É no encontro de Codorna com a FUNAI, não necessariamente a que descrevemos acima, que vim a fazer a viagem que fiz. Foi por sua convocação. Por seu momento em que se portou como um moleque abusado, quando fez um risco no chão e desafiou a qualquer um passar, correndo o risco de apanhar no caso de fazê-lo. Eu tenho um amigo que trabalha na FUNAI. Depois de um primeiro trabalho ao sul da margem do Rio Grande, acabou em Altamira, cidade que serviu de objeto para o desafio que ele mesmo lançou, divulgado pelos quatro ventos, e por mim mesmo colaborando com um ou dois sopros. Cuspi na palma de minha mão direita que lhe ofereci em cumprimento selando o pacto que rezava: eu iria para Altamira. Fui à Altamira.

Mas estou me adiantando. Há muito o que dizer sobre Victor e Altamira – e mais, acerca de ambos.
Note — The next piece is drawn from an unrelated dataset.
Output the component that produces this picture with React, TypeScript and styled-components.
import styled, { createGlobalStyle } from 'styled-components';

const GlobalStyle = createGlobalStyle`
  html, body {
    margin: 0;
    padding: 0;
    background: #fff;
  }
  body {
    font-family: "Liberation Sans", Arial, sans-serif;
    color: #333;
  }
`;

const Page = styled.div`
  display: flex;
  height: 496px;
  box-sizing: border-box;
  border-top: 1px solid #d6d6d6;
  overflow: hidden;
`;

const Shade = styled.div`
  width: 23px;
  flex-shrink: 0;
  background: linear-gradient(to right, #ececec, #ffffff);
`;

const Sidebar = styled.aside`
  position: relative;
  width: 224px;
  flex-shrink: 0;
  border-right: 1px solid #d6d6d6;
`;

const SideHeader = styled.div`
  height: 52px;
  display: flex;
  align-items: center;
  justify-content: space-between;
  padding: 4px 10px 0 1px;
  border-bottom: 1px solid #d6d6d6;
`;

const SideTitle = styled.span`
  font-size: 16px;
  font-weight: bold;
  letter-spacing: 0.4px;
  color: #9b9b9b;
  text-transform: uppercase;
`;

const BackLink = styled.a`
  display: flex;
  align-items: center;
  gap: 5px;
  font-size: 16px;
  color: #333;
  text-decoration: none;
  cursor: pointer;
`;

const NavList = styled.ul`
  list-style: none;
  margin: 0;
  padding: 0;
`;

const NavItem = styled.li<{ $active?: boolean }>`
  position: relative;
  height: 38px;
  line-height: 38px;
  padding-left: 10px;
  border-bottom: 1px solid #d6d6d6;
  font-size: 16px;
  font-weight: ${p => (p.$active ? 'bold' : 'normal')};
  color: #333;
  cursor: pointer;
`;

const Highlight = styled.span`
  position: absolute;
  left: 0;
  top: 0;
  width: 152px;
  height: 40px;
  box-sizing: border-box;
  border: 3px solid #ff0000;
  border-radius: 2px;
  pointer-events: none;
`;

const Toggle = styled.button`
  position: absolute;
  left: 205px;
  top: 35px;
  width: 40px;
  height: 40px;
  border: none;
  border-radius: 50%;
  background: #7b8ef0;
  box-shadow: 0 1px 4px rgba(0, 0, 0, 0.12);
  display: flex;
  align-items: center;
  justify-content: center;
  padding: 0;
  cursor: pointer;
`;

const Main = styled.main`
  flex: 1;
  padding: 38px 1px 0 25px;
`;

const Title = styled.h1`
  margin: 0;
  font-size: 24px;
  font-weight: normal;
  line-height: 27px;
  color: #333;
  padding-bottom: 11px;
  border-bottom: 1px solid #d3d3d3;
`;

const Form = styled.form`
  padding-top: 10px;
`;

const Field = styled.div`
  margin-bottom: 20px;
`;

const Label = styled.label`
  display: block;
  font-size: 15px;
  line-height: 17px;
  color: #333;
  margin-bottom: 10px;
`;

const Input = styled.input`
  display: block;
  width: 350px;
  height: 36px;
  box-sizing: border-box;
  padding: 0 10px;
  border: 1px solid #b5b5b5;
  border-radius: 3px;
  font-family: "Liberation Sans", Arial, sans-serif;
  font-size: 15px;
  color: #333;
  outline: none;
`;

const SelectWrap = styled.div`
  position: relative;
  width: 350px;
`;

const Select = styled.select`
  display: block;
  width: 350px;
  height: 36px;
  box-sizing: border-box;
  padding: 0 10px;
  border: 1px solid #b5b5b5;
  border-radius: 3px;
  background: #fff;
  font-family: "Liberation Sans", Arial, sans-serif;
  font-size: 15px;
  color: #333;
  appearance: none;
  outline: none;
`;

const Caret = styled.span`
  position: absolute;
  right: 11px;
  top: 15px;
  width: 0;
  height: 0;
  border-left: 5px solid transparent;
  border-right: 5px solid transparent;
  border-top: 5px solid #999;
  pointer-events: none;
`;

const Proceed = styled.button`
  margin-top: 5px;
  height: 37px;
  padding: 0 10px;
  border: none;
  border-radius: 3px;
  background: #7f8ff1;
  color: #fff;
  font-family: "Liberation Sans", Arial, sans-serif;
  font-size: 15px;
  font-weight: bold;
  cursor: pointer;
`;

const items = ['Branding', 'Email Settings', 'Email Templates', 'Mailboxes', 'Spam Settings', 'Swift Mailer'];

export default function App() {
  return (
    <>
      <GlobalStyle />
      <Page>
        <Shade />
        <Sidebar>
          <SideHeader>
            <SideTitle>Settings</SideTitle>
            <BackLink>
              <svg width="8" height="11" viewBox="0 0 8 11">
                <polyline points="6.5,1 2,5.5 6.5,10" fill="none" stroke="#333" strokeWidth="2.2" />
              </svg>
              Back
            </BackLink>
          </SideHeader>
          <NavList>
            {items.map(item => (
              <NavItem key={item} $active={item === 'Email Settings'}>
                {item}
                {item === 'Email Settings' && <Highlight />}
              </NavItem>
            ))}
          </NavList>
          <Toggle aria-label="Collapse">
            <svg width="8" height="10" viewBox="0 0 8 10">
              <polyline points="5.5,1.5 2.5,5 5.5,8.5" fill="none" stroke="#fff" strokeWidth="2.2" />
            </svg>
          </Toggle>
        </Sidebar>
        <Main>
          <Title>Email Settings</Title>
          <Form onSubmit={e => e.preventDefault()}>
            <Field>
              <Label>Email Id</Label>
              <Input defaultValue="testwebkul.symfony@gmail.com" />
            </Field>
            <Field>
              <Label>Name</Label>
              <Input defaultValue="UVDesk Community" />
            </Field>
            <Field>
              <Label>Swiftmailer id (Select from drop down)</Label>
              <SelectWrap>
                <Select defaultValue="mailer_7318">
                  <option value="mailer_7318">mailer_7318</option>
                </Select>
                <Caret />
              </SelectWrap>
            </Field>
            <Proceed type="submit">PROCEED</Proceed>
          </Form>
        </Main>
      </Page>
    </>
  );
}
_________________________________________________________________________________

Parti para Belém no dia 11 de fevereiro. Entrei mais uma vez, contrariado em um avião que faria rota até Belo Horizonte para então seguir para Belém. Comprei a passagem ainda com o sabor da primeira e única estadia que tive na capital paraense. O gosto ruim, fruto de uma estadia desajustada no bairro do Guamá, ainda selava todo e qualquer juízo que tivesse a respeito da cidade. Que não se entenda disso qualquer manifestação de desprezo. Em absoluto. O sabor de Belém soava a uma versão pouco ajustada de derrota. Nunca entendi isso com clareza, mas quando fiz meu primeiro vôo de volta para Campinas a sensação era de surra muito bem tomada por um grupo mascarado que ataca sem ser visto. Não conseguiria identificar o agressor. Estava à noite, me atacaram pelas costas, bateram muito no meu rosto.
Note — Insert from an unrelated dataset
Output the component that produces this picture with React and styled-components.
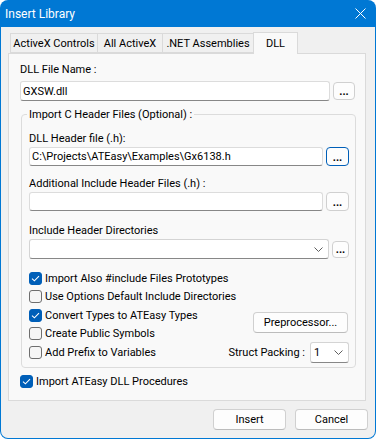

Foi numa das inúmeras viagens a congressos científicos que marcam toda a trajetória acadêmica de um pesquisador mediano que acabei pousando em Belém. De madrugada, a paisagem da cidade não era outra senão a sinfonia repetitiva dos pontos de luz mediados por manchas enegrecidas de cada quarteirão. De táxi, o trajeto contornava a quantidade enorme de muros extensos e casebres mal-acabados que figuram a beira de boa parte das avenidas pelas quais pude passar. O caminho até o bairro de Guamá, que repete o rio que banha as costas da cidade servia de prenúncio dos dias por vir. Valas abertas lotadas de esgoto e o aviso, repetido à exaustão para não caminharmos pelo bairro – nunca contradito por ninguém – manchavam a estadia. Eu ficaria preso num movimento pendular irritante, do hotel para o congresso. 
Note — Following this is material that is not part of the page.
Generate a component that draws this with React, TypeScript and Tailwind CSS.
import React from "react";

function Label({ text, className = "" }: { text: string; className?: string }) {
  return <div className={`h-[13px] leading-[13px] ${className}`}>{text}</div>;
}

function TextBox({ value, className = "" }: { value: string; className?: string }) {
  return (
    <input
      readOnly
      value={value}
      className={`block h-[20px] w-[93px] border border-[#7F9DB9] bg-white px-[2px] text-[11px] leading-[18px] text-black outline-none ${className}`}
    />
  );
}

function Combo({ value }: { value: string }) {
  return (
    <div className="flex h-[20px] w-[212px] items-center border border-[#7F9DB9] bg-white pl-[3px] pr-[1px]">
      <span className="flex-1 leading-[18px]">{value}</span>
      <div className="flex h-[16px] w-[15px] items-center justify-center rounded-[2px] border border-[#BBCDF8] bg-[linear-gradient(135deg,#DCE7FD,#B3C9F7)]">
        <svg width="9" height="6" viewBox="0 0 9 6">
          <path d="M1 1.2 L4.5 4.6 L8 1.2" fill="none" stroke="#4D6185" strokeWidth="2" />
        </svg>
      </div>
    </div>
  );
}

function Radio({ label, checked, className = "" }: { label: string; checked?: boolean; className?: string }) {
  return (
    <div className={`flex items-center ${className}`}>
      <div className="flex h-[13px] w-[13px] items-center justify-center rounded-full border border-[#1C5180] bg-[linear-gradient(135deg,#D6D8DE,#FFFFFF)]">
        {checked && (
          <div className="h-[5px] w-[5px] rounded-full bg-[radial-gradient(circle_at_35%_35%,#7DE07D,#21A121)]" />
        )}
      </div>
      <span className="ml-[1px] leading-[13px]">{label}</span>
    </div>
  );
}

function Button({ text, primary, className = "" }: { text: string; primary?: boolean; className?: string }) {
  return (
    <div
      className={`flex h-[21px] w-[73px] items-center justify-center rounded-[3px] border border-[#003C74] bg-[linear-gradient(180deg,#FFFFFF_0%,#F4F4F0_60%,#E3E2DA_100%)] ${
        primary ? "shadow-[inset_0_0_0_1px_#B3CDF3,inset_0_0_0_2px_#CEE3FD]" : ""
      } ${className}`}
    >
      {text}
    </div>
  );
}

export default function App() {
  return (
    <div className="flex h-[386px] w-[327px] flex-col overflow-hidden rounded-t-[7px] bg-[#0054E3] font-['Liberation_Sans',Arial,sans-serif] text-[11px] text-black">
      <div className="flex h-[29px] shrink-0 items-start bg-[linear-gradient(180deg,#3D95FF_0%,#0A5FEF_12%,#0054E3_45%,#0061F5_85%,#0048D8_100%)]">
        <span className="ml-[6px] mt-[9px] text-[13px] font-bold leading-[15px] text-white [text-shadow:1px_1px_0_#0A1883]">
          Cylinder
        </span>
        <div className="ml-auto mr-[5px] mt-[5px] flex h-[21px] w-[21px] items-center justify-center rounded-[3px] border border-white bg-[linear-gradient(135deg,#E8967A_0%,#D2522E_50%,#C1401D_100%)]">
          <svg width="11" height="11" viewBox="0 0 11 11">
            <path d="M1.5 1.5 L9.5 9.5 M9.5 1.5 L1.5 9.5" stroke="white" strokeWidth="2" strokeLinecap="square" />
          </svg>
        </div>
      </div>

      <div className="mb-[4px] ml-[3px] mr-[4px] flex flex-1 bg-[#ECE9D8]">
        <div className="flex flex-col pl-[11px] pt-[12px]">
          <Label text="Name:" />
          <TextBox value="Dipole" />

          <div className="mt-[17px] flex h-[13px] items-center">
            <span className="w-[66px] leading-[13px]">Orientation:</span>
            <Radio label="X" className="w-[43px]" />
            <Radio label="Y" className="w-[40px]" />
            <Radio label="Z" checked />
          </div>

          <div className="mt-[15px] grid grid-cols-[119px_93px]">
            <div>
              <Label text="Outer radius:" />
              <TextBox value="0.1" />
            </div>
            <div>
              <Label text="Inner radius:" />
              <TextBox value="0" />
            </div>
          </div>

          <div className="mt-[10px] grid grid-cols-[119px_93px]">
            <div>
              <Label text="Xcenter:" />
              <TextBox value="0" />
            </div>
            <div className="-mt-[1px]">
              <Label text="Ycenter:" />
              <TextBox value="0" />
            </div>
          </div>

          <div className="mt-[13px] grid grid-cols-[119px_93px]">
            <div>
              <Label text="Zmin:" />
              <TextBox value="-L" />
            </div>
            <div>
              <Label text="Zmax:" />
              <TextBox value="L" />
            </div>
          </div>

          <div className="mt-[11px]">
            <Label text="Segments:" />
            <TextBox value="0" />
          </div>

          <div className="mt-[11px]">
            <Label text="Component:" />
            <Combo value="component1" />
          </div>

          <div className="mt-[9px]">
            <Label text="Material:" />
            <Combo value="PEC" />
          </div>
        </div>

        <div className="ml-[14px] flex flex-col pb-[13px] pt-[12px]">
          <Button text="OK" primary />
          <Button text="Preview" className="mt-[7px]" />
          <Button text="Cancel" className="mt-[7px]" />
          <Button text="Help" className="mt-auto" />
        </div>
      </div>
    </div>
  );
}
Não demorou muito para que, ainda que marcado pelo pêndulo triste da vida de congressista, eu avistasse o rio Guamá pela primeira vez. O restaurante do hotel dispunha de um cais que mostrava a imponência e o afastamento entre as margens que, confesso, inaugurou para mim toda uma nova fonte de dimensões. Muito mais água do que parecia razoável, certamente mais do que eu poderia conceber. E não venho aqui portador de mil formas simbólicas que fazem da água alguma fonte suprema de vitalidade e conexão ancestral com um evento qualquer. Sentei-me o mais próximo do rio que pude após ter me servido de um suco de laranja e tentei, em silêncio forjar uma frase que fosse sobre tudo aquilo. Como é possível perceber, ainda não consegui. Todo o resto desta viagem repete a incapacidade de dar o primeiro passo, seja por causa de um cerco qualquer de um bairro de péssima fama, seja porque algo mais poderoso simplesmente se prolonga, displicentemente à minha frente. 

Voltei desta vez à Belém em busca da revanche, ainda que tenha enganado alguns amigos com coisas idiotas do tipo “perder a nhaca da última estadia”. Não carregava comigo nenhum mau cheiro. Era o peso da derrota de ter ido, visto e partido como um infeliz débil mental que passava sem conseguir impor, em momento algum a arrogância de um discurso bem tramado a respeito do que vira. Tinha raiva de Belém como se fosse alguém que tivesse traçado uma linha no chão e, ao me desafiar atravessá-la, por tê-lo feito levou-me também a me acovardar. Belém foi a segunda cidade que fez um apelo convincente à minha covardia.